>> Begin Data section
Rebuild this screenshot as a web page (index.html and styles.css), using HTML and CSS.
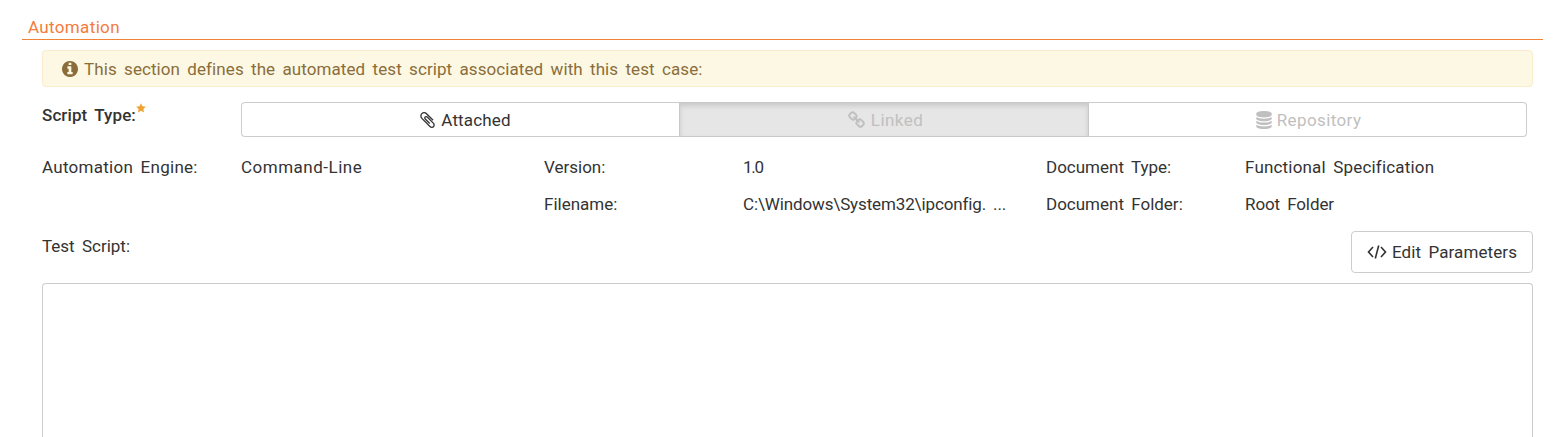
FILE: index.html
```html
<!DOCTYPE html>
<html lang="en">
<head>
<meta charset="utf-8">
<title>Automation</title>
<link rel="stylesheet" href="styles.css">
</head>
<body>
<section class="panel">
  <h2 class="title"><span class="t-auto">Automation</span></h2>
  <div class="alert">
    <svg class="info" viewBox="0 128 1536 1536"><path d="M1024 1376v-160q0-14-9-23t-23-9h-96v-512q0-14-9-23t-23-9h-320q-14 0-23 9t-9 23v160q0 14 9 23t23 9h96v320h-96q-14 0-23 9t-9 23v160q0 14 9 23t23 9h448q14 0 23-9t9-23zm-128-896v-160q0-14-9-23t-23-9h-192q-14 0-23 9t-9 23v160q0 14 9 23t23 9h192q14 0 23-9t9-23zm640 416q0 209-103 385.5t-279.5 279.5-385.5 103-385.5-103-279.5-279.5-103-385.5 103-385.5 279.5-279.5 385.5-103 385.5 103 279.5 279.5 103 385.5z"/></svg>
    <span class="t-alert">This section defines the automated test script associated with this test case:</span>
  </div>
  <div class="type-row">
    <div class="label required"><span class="t-script">Script Type:</span><svg class="star" viewBox="0 0 10 10"><path d="M5 .2 6.5 3.2 9.8 3.7 7.4 6 8 9.4 5 7.8 2 9.4 2.6 6 .2 3.7 3.5 3.2z"/></svg></div>
    <div class="group">
      <div class="option attached"><svg class="clip" viewBox="190 128 1410 1536"><path d="M1596 1385q0 117-79 196t-196 79q-135 0-235-100l-777-776q-113-115-113-271 0-159 110-270t269-111q158 0 273 113l605 606q10 10 10 22 0 16-30.5 46.5t-46.5 30.5q-13 0-23-10l-606-607q-79-77-181-77-106 0-179 75t-73 181q0 105 76 181l776 777q63 63 145 63 64 0 106-42t42-106q0-82-63-145l-581-581q-26-24-60-24-29 0-48 19t-19 48q0 32 25 59l410 410q10 10 10 22 0 16-31 47t-47 31q-12 0-22-10l-410-410q-63-61-63-149 0-82 57-139t139-57q88 0 149 63l581 581q100 98 100 235z"/></svg><span class="t-attached">Attached</span></div>
      <div class="option linked"><svg class="chain" viewBox="64 0 1664 1664"><path d="M1520 1216q0-40-28-68l-208-208q-28-28-68-28-42 0-72 32 3 3 19 18.5t21.5 21.5 15 19 13 25.5 3.5 27.5q0 40-28 68t-68 28q-15 0-27.5-3.5t-25.5-13-19-15-21.5-21.5-18.5-19q-33 31-33 73 0 40 28 68l206 207q27 27 68 27 40 0 68-26l147-146q28-28 28-67zm-703-705q0-40-28-68l-206-207q-28-28-68-28-39 0-68 27l-147 146q-28 28-28 67 0 40 28 68l208 208q27 27 68 27 42 0 72-31-3-3-19-18.5t-21.5-21.5-15-19-13-25.5-3.5-27.5q0-40 28-68t68-28q15 0 27.5 3.5t25.5 13 19 15 21.5 21.5 18.5 19q33-31 33-73zm895 705q0 120-85 203l-147 146q-83 83-203 83-121 0-204-85l-206-207q-83-83-83-203 0-123 88-209l-88-88q-86 88-208 88-120 0-204-84l-208-208q-84-84-84-204t85-203l147-146q83-83 203-83 121 0 204 85l206 207q83 83 83 203 0 123-88 209l88 88q86-88 208-88 120 0 204 84l208 208q84 84 84 204z"/></svg><span class="t-linked">Linked</span></div>
      <div class="option repository"><svg class="database" viewBox="128 0 1536 1792"><path d="M896 768q237 0 443-43t325-127v170q0 69-103 128t-280 93.5-385 34.5-385-34.5-280-93.5-103-128v-170q119 84 325 127t443 43zm0 768q237 0 443-43t325-127v170q0 69-103 128t-280 93.5-385 34.5-385-34.5-280-93.5-103-128v-170q119 84 325 127t443 43zm0-384q237 0 443-43t325-127v170q0 69-103 128t-280 93.5-385 34.5-385-34.5-280-93.5-103-128v-170q119 84 325 127t443 43zm0-1152q208 0 385 34.5t280 93.5 103 128v128q0 69-103 128t-280 93.5-385 34.5-385-34.5-280-93.5-103-128v-128q0-69 103-128t280-93.5 385-34.5z"/></svg><span class="t-repo">Repository</span></div>
    </div>
  </div>
  <div class="fields">
    <span class="t-engine">Automation Engine:</span><span class="t-cmd">Command-Line</span><span class="t-version">Version:</span><span class="t-one">1.0</span><span class="t-dtype">Document Type:</span><span class="t-func">Functional Specification</span>
    <span></span><span></span><span class="t-filename">Filename:</span><span class="t-path">C:\Windows\System32\ipconfig. ...</span><span class="t-dfolder">Document Folder:</span><span class="t-root">Root Folder</span>
  </div>
  <div class="script-row">
    <span class="t-test">Test Script:</span>
    <button class="edit"><svg class="code" viewBox="0 0 20 16"><path d="M6 3 1.500 8 6 13M14 3l4.500 5-4.500 5M11.700 1.500 8.300 14.500"/></svg><span class="t-edit">Edit Parameters</span></button>
  </div>
  <div class="editor"></div>
</section>
</body>
</html>
```
FILE: styles.css
```css
* { box-sizing: border-box; }
body { margin: 0; height: 437px; overflow: hidden; background: #fff; color: #333; font: 17px/24px Roboto, "Liberation Sans", sans-serif; word-spacing: 3px; }
svg { display: block; flex: none; fill: currentColor; }
span { white-space: nowrap; }
.panel { padding: 15px 10px 0 22px; }
.title { margin: 0; height: 25px; padding-left: 6px; border-bottom: 1px solid #f08336; color: #f47b3c; font-size: 17px; font-weight: 400; line-height: 24px; }
.alert { display: flex; align-items: center; gap: 6px; height: 37px; margin: 10px 10px 0 20px; padding-left: 19px; border: 1px solid #faebcc; border-radius: 4px; background: #fcf8e3; color: #8a6d3b; }
.info { width: 16px; height: 16px; }
.type-row { display: flex; margin: 15px 16px 0 20px; height: 35px; }
.label { display: flex; width: 199px; padding-top: 1px; font-weight: 500; }
.star { width: 10px; height: 10px; color: #f0a32f; }
.group { display: grid; grid-template-columns: 438px 410px 438px; height: 35px; }
.option { display: flex; align-items: center; justify-content: center; gap: 6px; border: 1px solid #ccc; background: #fff; }
.attached { padding-left: 10px; border-right: 0; border-radius: 4px 0 0 4px; }
.linked { background: #e6e6e6; color: #c0c0c0; border-color: #c8c8c8; box-shadow: inset 0 3px 5px rgba(0,0,0,.125); padding-left: 3px; }
.repository { gap: 5px; padding-left: 2px; border-left: 0; color: #bfbfbf; border-radius: 0 4px 4px 0; }
.clip { width: 15px; height: 16px; }
.chain { width: 17px; height: 17px; }
.database { width: 16px; height: 18px; }
.fields { display: grid; grid-template-columns: 199px 303px 199px 303px 199px 280px; grid-auto-rows: 37px; margin: 18px 0 0 20px; }
.script-row { display: flex; justify-content: space-between; margin: 2px 10px 0 20px; height: 42px; }
.script-row > span { padding-top: 3px; }
.edit { display: flex; align-items: center; gap: 5px; width: 182px; height: 42px; padding: 0 0 0 15px; border: 1px solid #ccc; border-radius: 4px; background: #fff; color: #333; font: inherit; word-spacing: inherit; }
.code { width: 20px; height: 16px; fill: none; stroke: currentColor; stroke-width: 1.6; }
.editor { height: 154px; margin: 10px 10px 0 20px; border: 1px solid #ccc; border-bottom: 0; border-radius: 4px 4px 0 0; }

.t-auto { letter-spacing: .35px; }
.t-alert { letter-spacing: .08px; }
.t-script { letter-spacing: .1px; }
.t-attached { letter-spacing: .15px; }
.t-linked { letter-spacing: .45px; }
.t-repo { letter-spacing: .4px; }
.t-engine { letter-spacing: .27px; }
.t-cmd { letter-spacing: .5px; }
.t-one { letter-spacing: -1.3px; }
.t-func { letter-spacing: .18px; }
.t-path { letter-spacing: -.13px; }
.t-root { letter-spacing: -.1px; }
.t-edit { letter-spacing: .1px; }
```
>> End Data section
Given instruction
Copy out each line of the material that holds the word "styles".

The completed task
Rebuild this screenshot as a web page (index.html and styles.css), using HTML and CSS.
<link rel="stylesheet" href="styles.css">
FILE: styles.css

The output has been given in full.